→ **Provided material**
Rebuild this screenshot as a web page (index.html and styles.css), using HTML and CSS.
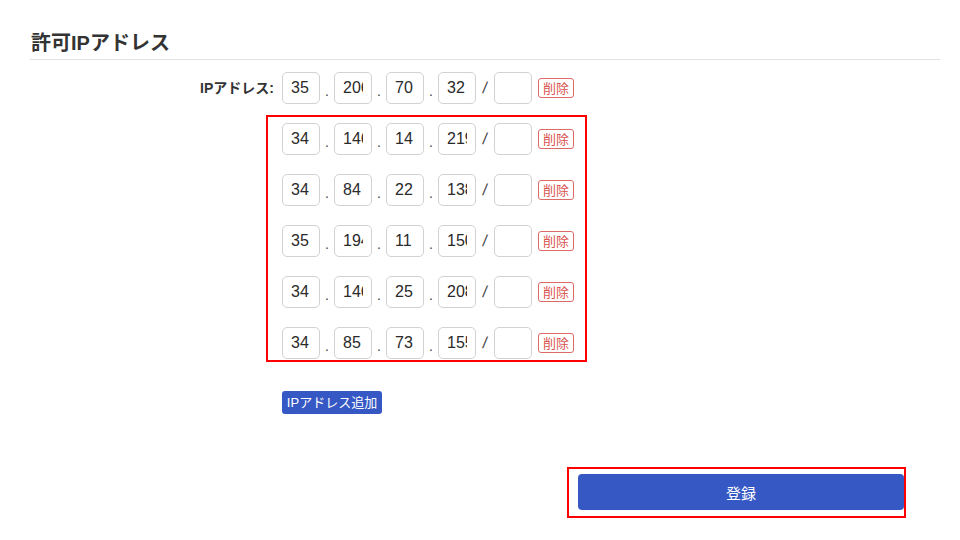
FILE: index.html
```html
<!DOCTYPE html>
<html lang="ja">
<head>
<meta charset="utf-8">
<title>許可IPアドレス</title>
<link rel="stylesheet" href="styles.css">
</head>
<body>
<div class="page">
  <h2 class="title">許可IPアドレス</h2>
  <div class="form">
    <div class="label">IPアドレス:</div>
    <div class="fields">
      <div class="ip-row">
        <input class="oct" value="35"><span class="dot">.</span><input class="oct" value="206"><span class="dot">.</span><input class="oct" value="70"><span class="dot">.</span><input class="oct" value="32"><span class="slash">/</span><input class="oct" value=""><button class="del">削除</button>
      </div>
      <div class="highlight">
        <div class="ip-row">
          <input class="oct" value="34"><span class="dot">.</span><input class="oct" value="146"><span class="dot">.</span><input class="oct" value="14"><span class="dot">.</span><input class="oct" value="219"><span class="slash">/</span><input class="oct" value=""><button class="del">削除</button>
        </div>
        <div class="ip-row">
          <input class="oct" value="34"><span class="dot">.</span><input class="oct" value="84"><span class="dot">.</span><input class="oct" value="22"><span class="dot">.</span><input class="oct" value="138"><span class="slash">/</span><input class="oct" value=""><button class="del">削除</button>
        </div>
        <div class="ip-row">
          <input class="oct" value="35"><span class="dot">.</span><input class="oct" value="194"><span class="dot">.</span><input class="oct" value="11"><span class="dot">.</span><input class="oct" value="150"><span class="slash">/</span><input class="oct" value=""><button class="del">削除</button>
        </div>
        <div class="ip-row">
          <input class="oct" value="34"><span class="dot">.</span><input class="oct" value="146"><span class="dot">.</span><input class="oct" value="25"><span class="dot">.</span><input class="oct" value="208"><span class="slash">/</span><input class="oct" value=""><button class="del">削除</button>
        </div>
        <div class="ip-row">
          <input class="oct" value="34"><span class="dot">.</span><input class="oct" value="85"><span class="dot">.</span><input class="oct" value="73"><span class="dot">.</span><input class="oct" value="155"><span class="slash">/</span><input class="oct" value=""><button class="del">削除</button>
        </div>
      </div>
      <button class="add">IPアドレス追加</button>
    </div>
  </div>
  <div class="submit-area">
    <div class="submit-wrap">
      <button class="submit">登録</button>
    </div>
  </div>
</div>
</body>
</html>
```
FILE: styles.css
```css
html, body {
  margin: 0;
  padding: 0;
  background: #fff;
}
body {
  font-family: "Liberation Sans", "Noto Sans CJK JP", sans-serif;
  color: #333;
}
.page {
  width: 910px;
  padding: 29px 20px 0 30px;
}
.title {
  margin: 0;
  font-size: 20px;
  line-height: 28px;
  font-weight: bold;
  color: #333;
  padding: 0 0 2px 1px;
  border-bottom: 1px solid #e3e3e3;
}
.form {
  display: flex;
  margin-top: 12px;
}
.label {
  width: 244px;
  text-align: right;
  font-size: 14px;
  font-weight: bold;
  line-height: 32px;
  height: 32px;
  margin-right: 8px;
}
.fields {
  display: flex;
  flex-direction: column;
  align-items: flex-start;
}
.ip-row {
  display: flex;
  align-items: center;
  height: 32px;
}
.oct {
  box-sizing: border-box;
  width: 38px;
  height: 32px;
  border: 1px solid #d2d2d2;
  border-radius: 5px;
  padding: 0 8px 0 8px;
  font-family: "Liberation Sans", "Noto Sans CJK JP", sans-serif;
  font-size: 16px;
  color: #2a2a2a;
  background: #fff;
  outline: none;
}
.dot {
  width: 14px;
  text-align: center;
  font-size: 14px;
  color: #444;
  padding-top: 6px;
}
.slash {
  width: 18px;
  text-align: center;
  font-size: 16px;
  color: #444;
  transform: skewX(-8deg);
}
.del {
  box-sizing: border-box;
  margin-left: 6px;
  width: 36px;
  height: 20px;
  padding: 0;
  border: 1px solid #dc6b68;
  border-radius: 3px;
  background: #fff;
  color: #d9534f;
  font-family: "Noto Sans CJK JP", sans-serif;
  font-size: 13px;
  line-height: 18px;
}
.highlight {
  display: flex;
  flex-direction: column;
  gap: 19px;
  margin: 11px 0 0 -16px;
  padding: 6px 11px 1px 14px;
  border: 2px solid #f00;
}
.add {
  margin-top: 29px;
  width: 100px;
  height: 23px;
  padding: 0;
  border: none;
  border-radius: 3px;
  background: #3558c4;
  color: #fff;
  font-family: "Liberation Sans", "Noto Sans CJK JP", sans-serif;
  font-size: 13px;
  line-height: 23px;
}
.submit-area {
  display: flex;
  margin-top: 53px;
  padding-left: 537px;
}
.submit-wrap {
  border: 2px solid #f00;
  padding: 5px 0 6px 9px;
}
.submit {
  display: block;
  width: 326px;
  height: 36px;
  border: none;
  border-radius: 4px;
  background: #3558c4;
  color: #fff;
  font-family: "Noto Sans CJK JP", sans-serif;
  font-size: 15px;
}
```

→ **Exercise instructions**
In the copy, include no pictures; restate the listing above exactly.

→ **Expected answer**
Rebuild this screenshot as a web page (index.html and styles.css), using HTML and CSS.
FILE: index.html
```html
<!DOCTYPE html>
<html lang="ja">
<head>
<meta charset="utf-8">
<title>許可IPアドレス</title>
<link rel="stylesheet" href="styles.css">
</head>
<body>
<div class="page">
  <h2 class="title">許可IPアドレス</h2>
  <div class="form">
    <div class="label">IPアドレス:</div>
    <div class="fields">
      <div class="ip-row">
        <input class="oct" value="35"><span class="dot">.</span><input class="oct" value="206"><span class="dot">.</span><input class="oct" value="70"><span class="dot">.</span><input class="oct" value="32"><span class="slash">/</span><input class="oct" value=""><button class="del">削除</button>
      </div>
      <div class="highlight">
        <div class="ip-row">
          <input class="oct" value="34"><span class="dot">.</span><input class="oct" value="146"><span class="dot">.</span><input class="oct" value="14"><span class="dot">.</span><input class="oct" value="219"><span class="slash">/</span><input class="oct" value=""><button class="del">削除</button>
        </div>
        <div class="ip-row">
          <input class="oct" value="34"><span class="dot">.</span><input class="oct" value="84"><span class="dot">.</span><input class="oct" value="22"><span class="dot">.</span><input class="oct" value="138"><span class="slash">/</span><input class="oct" value=""><button class="del">削除</button>
        </div>
        <div class="ip-row">
          <input class="oct" value="35"><span class="dot">.</span><input class="oct" value="194"><span class="dot">.</span><input class="oct" value="11"><span class="dot">.</span><input class="oct" value="150"><span class="slash">/</span><input class="oct" value=""><button class="del">削除</button>
        </div>
        <div class="ip-row">
          <input class="oct" value="34"><span class="dot">.</span><input class="oct" value="146"><span class="dot">.</span><input class="oct" value="25"><span class="dot">.</span><input class="oct" value="208"><span class="slash">/</span><input class="oct" value=""><button class="del">削除</button>
        </div>
        <div class="ip-row">
          <input class="oct" value="34"><span class="dot">.</span><input class="oct" value="85"><span class="dot">.</span><input class="oct" value="73"><span class="dot">.</span><input class="oct" value="155"><span class="slash">/</span><input class="oct" value=""><button class="del">削除</button>
        </div>
      </div>
      <button class="add">IPアドレス追加</button>
    </div>
  </div>
  <div class="submit-area">
    <div class="submit-wrap">
      <button class="submit">登録</button>
    </div>
  </div>
</div>
</body>
</html>
```
FILE: styles.css
```css
html, body {
  margin: 0;
  padding: 0;
  background: #fff;
}
body {
  font-family: "Liberation Sans", "Noto Sans CJK JP", sans-serif;
  color: #333;
}
.page {
  width: 910px;
  padding: 29px 20px 0 30px;
}
.title {
  margin: 0;
  font-size: 20px;
  line-height: 28px;
  font-weight: bold;
  color: #333;
  padding: 0 0 2px 1px;
  border-bottom: 1px solid #e3e3e3;
}
.form {
  display: flex;
  margin-top: 12px;
}
.label {
  width: 244px;
  text-align: right;
  font-size: 14px;
  font-weight: bold;
  line-height: 32px;
  height: 32px;
  margin-right: 8px;
}
.fields {
  display: flex;
  flex-direction: column;
  align-items: flex-start;
}
.ip-row {
  display: flex;
  align-items: center;
  height: 32px;
}
.oct {
  box-sizing: border-box;
  width: 38px;
  height: 32px;
  border: 1px solid #d2d2d2;
  border-radius: 5px;
  padding: 0 8px 0 8px;
  font-family: "Liberation Sans", "Noto Sans CJK JP", sans-serif;
  font-size: 16px;
  color: #2a2a2a;
  background: #fff;
  outline: none;
}
.dot {
  width: 14px;
  text-align: center;
  font-size: 14px;
  color: #444;
  padding-top: 6px;
}
.slash {
  width: 18px;
  text-align: center;
  font-size: 16px;
  color: #444;
  transform: skewX(-8deg);
}
.del {
  box-sizing: border-box;
  margin-left: 6px;
  width: 36px;
  height: 20px;
  padding: 0;
  border: 1px solid #dc6b68;
  border-radius: 3px;
  background: #fff;
  color: #d9534f;
  font-family: "Noto Sans CJK JP", sans-serif;
  font-size: 13px;
  line-height: 18px;
}
.highlight {
  display: flex;
  flex-direction: column;
  gap: 19px;
  margin: 11px 0 0 -16px;
  padding: 6px 11px 1px 14px;
  border: 2px solid #f00;
}
.add {
  margin-top: 29px;
  width: 100px;
  height: 23px;
  padding: 0;
  border: none;
  border-radius: 3px;
  background: #3558c4;
  color: #fff;
  font-family: "Liberation Sans", "Noto Sans CJK JP", sans-serif;
  font-size: 13px;
  line-height: 23px;
}
.submit-area {
  display: flex;
  margin-top: 53px;
  padding-left: 537px;
}
.submit-wrap {
  border: 2px solid #f00;
  padding: 5px 0 6px 9px;
}
.submit {
  display: block;
  width: 326px;
  height: 36px;
  border: none;
  border-radius: 4px;
  background: #3558c4;
  color: #fff;
  font-family: "Noto Sans CJK JP", sans-serif;
  font-size: 15px;
}
```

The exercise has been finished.